- WHAT IS NEEDED
Keep to the lines from the line containing "Convert this screenshot" through the line containing "import React from": copy them exactly and leave every picture out.

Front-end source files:
- - - - -
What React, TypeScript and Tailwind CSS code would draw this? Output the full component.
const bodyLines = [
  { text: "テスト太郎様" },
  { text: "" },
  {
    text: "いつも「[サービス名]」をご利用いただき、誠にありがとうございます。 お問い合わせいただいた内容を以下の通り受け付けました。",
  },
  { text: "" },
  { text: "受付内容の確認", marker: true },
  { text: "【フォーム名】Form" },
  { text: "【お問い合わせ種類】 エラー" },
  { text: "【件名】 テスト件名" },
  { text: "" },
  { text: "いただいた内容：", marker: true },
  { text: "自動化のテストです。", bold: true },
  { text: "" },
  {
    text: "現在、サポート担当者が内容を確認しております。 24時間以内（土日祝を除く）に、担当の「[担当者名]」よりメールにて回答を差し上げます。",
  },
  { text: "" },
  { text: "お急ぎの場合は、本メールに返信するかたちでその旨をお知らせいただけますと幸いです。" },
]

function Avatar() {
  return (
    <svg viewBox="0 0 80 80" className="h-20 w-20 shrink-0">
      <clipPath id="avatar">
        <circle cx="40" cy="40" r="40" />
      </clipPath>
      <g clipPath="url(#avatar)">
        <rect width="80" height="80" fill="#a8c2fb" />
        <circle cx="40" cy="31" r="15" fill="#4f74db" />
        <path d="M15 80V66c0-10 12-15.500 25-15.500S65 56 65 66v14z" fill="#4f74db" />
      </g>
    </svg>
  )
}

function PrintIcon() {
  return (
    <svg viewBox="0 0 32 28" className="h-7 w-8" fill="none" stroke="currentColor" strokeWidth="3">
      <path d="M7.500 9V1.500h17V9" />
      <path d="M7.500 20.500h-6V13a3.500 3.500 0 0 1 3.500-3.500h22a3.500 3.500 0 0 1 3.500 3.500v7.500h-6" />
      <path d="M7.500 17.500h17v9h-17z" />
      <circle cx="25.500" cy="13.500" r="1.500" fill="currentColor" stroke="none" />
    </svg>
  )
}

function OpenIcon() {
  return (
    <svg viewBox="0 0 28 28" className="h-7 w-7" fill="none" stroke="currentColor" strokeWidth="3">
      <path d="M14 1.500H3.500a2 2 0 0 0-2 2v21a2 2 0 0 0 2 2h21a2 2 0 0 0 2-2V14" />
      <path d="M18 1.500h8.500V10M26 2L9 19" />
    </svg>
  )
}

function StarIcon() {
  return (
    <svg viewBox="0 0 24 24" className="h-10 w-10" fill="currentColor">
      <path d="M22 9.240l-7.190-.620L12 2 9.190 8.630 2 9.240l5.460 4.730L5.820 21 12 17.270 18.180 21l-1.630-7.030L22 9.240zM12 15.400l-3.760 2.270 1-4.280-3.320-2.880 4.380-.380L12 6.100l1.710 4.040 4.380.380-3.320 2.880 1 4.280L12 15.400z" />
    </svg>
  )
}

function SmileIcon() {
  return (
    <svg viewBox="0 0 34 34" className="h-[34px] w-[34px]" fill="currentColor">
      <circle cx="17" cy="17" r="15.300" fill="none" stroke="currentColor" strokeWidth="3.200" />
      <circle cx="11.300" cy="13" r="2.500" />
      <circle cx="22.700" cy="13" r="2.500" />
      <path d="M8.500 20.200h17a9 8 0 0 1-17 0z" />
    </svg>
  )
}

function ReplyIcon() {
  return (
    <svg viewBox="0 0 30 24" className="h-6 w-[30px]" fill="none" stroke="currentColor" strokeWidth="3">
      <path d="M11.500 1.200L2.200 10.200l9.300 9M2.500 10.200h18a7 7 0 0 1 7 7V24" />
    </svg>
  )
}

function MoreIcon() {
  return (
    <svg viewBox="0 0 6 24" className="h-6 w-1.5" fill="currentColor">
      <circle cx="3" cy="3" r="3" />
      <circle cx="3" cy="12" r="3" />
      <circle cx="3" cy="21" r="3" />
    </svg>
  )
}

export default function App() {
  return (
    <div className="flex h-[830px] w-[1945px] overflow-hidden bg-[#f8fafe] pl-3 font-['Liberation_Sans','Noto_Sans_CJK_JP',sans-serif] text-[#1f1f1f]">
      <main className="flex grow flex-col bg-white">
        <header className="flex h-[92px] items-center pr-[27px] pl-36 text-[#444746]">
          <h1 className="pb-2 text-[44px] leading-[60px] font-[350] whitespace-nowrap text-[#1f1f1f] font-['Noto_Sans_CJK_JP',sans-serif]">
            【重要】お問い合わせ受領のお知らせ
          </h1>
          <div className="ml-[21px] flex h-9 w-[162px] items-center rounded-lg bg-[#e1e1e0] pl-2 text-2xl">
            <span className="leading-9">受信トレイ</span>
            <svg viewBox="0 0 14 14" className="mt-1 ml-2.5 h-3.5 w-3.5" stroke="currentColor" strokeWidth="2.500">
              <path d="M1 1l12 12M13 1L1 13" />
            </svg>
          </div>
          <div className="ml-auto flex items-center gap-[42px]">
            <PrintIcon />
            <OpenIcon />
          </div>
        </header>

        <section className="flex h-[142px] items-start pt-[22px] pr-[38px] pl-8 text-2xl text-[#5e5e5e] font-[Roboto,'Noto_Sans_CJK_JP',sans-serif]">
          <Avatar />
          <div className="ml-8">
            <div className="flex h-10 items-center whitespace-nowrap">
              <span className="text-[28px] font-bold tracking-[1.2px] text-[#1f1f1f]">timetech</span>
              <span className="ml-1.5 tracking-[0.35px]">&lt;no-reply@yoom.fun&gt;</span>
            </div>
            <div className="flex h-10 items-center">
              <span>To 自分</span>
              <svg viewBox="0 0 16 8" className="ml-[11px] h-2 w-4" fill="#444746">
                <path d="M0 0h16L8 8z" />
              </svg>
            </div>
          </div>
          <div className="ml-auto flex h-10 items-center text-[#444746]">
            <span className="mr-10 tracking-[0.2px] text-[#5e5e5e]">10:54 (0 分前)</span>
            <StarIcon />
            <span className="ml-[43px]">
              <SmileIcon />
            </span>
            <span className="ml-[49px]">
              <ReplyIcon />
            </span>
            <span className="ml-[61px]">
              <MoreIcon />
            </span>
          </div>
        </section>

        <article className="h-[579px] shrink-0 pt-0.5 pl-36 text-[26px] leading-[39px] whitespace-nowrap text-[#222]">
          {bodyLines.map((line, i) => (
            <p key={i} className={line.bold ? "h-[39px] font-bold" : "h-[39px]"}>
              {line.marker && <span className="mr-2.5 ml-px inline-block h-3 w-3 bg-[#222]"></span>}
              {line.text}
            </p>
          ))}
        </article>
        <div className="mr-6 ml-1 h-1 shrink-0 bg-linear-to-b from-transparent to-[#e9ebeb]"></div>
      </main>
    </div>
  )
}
- - - - -
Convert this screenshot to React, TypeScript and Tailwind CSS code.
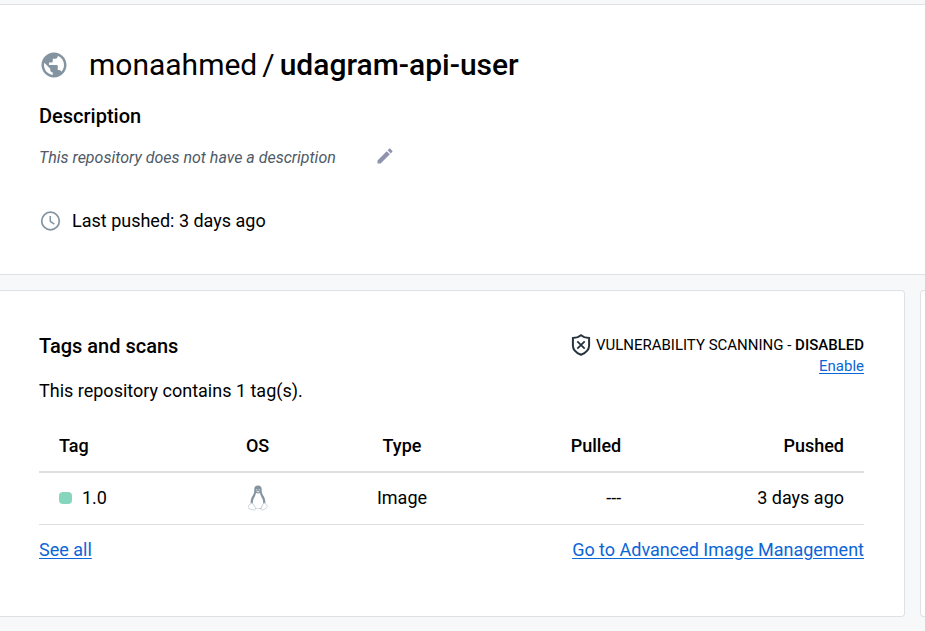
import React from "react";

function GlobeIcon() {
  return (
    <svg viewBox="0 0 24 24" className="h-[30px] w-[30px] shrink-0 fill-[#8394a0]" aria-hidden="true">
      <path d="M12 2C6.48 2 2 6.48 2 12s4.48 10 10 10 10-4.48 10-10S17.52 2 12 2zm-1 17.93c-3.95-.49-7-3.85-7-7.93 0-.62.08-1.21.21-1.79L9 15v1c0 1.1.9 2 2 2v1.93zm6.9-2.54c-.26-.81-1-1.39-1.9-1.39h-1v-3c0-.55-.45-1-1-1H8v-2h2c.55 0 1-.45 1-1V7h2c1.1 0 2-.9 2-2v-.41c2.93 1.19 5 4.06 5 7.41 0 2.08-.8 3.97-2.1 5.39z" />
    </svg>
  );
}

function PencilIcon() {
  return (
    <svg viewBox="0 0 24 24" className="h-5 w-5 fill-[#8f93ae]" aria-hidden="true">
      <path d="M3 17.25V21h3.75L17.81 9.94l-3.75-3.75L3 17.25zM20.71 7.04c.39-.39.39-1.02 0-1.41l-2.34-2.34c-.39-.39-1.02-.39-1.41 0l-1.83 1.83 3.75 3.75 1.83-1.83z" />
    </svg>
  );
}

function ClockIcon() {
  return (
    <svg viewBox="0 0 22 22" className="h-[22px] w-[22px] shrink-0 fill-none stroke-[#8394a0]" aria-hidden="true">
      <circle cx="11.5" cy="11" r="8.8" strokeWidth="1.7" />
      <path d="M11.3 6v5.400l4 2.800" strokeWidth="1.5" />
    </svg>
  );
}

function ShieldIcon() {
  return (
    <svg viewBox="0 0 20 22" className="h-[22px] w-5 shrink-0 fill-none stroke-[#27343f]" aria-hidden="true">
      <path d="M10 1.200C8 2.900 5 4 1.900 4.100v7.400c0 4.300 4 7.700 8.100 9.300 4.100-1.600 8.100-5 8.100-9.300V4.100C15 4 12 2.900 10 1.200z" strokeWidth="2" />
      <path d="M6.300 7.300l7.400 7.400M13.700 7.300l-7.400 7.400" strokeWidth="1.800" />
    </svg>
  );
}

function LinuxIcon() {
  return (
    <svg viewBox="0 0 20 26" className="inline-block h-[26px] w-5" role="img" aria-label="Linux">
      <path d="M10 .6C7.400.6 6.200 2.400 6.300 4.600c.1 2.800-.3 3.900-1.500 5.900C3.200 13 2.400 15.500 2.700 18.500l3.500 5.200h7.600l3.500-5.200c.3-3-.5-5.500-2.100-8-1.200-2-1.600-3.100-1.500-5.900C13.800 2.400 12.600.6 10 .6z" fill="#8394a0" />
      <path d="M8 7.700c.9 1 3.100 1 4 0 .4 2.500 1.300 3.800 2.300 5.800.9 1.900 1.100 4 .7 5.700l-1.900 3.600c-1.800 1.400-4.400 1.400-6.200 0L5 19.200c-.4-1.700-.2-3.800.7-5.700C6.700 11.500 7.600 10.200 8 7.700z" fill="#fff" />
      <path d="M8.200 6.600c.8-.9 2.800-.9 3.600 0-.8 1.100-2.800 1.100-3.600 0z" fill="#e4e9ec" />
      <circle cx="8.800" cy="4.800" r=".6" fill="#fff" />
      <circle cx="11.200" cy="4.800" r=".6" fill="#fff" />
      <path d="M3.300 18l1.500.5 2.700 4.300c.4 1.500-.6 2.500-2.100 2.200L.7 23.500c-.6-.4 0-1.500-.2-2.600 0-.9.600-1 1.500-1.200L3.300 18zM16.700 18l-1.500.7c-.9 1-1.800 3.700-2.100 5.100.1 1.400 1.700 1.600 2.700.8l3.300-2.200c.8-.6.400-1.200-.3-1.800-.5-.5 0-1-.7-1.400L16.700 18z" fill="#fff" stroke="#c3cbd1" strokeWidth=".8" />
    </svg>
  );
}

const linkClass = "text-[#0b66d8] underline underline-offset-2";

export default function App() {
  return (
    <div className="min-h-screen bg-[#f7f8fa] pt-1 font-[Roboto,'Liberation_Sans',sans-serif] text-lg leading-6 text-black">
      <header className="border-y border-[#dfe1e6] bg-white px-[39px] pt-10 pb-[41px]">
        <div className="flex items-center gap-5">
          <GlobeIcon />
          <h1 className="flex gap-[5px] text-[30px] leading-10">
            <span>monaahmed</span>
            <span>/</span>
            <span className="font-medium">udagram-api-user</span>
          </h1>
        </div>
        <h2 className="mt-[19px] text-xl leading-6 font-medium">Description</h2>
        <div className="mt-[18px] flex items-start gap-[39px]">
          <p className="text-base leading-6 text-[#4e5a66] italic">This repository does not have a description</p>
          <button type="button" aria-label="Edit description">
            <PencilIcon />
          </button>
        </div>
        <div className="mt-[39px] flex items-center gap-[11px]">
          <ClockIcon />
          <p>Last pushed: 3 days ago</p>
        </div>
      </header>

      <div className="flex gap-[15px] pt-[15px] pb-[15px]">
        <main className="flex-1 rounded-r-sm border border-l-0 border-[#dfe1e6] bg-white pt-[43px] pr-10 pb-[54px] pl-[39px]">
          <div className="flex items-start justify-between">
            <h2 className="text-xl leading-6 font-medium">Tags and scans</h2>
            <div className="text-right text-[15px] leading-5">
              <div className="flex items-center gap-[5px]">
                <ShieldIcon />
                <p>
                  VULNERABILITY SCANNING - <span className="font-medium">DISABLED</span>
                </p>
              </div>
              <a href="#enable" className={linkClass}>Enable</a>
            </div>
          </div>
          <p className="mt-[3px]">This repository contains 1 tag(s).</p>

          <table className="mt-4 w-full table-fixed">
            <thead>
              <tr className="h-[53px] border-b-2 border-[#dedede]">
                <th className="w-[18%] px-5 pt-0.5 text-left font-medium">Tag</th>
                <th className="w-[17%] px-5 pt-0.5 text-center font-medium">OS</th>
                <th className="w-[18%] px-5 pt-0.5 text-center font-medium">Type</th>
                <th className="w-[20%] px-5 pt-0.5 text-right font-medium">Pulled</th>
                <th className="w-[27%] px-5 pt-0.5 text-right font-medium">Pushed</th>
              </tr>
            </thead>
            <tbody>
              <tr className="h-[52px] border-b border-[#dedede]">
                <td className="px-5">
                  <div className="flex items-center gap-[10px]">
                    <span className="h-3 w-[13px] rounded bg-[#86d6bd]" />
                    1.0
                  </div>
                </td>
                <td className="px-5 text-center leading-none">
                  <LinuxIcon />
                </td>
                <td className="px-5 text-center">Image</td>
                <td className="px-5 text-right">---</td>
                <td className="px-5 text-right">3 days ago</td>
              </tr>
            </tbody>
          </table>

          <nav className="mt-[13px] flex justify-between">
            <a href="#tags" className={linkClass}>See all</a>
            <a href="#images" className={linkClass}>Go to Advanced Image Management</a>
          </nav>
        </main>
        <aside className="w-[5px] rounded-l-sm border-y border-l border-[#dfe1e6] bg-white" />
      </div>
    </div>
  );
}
- - - - -
- OUTPUT
Convert this screenshot to React, TypeScript and Tailwind CSS code.
import React from "react";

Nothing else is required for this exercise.